In light of this reality, Bosselmann argues that ecological integrity should be treated as a grundnorm ‘against which all other legal norms can be assessed and validated’.[60] On this understanding, ecological integrity would serve both as a standard for assessing international criminal law’s adequacy to respond to global environmental problems and as a guiding framework for reforming it in order to achieve better environmental protection goals.[61] Ecological integrity is an articulation of a principle that human economic activities should be limited by a non-negotiable commitment to ecological limits and to human wellbeing as part of the community of life as the values undergirding law.[62] When operationalised, it implies a realignment of the way in which society is organised so that

the natural environment is universal and comes first, human social organization exists within it and comes second and economic modelling only exists within both, neither in parallel nor above them.[63]

What does ecological integrity imply for international law generally and norms of accountability in international criminal law in particular? As a grundnorm, the concept can serve as a framework for assessing international criminal law’s adequacy to respond to contemporary global environmental problems. This can be achieved by examining the extent to which international criminal law upholds values embodied by the ecological integrity framework. These values include ecological limits to economic development and the respect of humans as ecologically embedded beings. As an embodiment of a new ecological rationality, it can provide an appropriate paradigm to justify reforms to international criminal law that reflects the values it embodies. For international criminal law, ecological integrity implies the development of rules of accountability that encompass previously excluded conduct by previously excluded actors in recognition of the urgency with which any system of regulation should respond to global environmental problems. Flowing from the realignment of priorities it envisions, ecological integrity lays bare the need for standards that place states, individuals and corporations under the duty to abide by an ecological rule of law while abandoning dogmatic adherence to limitations that may be imposed by the classical understanding of international legal personality.[64] This means that international law must open up principles that have been deemed settled, such as those that insist against direct accountability for corporations under international law.

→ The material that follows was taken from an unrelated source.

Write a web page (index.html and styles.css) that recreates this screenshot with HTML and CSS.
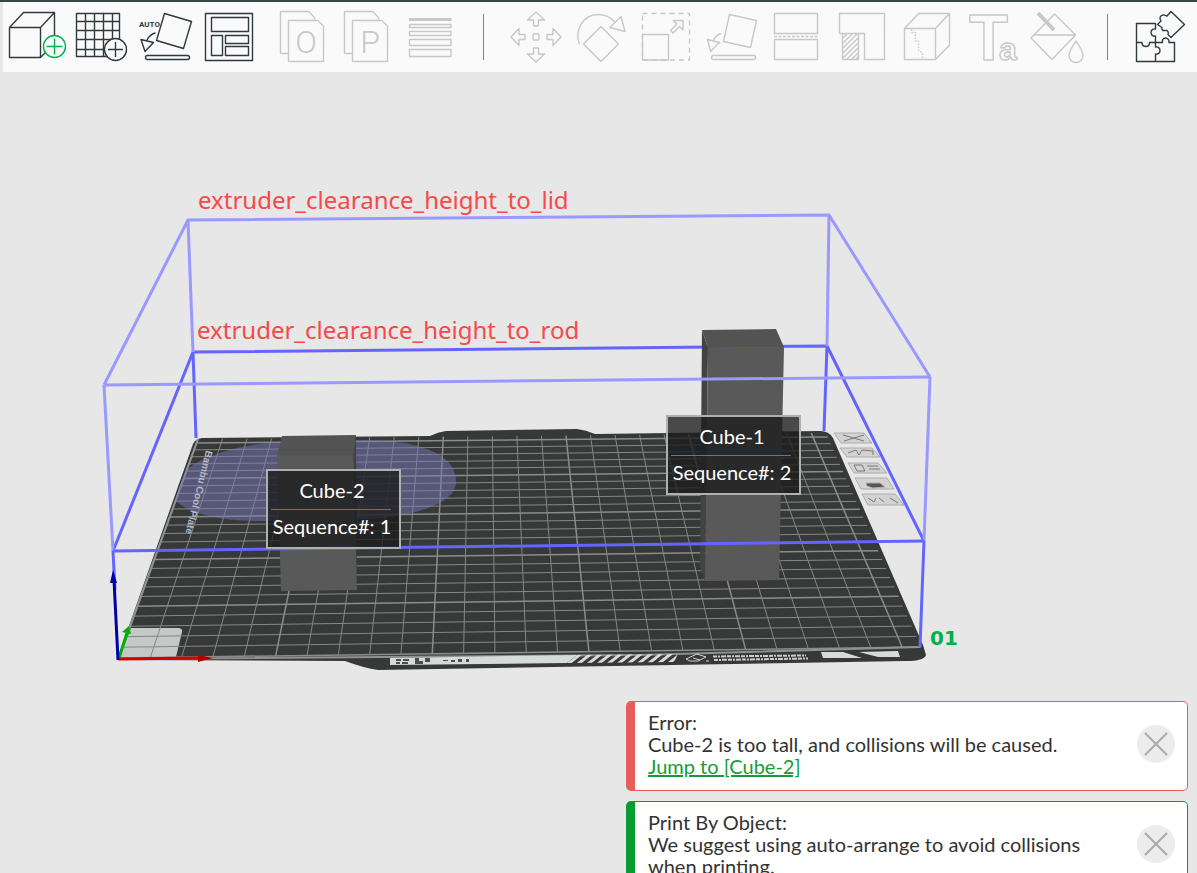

Ecological integrity denotes an obligation for the development of laws that prevent or deaccelerate the deterioration of the integrity of Earth Systems such that ‘if an environmental law norm is not sufficient in either preventing the decay of Earth system integrity; and/or maintaining Earth system integrity; and/or enhancing Earth system integrity, it would be ineffective’.[65]

Ecological integrity also calls for laws that address environmental damage as a socio-ecological phenomenon. This means that international criminal laws relevant to environmental protection must recognise the reality that environmental damage results in harm to human beings. As environmentally embedded beings, humankind’s relation to ecosystems on which it depends for survival is one of profound interdependence. This calls for reform of laws that are committed narrowly to anthropocentrism towards an orientation that treats human wellbeing as indispensable and inseparable from the wellbeing of the ecosystems. To further advance the value of respect for human beings, ecological integrity could also make possible development of rules designed in such a way as to eliminate burdensome procedural and substantive legal barriers that prevent access to appropriate remedies to environmental damage. Their social embeddedness necessitates the development of laws that confront the privileging of powerful actors whose interaction and exploitation of environmental resources lead to the disintegration of cultural identities and the social fabric of communities which are defined by the communities’ relationship with the environment.[66] This necessitates legal obligations on states and non-state actors in recognition of the need for reform. Finally, laws undergirded by ecological integrity permit the establishment of institutions for effective enforcement of environmental law.

III Missing the Mark: Proposals for Reforms to Substantive Provisions of the Rome Statute Relevant to Environmental Protection

This Part highlights the main recommendations for reforms to the substantive provisions of the Rome Statute that have made advances to enhance the effectiveness of international criminal law’s ability to protect the environment. These include recommendations to adopt a ‘green’ interpretation of the existing Statute crimes and calls for the recognition of new types of environmental crimes. The proposals and efforts are then juxtaposed against the tenets of ecological integrity to highlight the extent to which they correspond to the requirements placed on the system by global environmental challenges.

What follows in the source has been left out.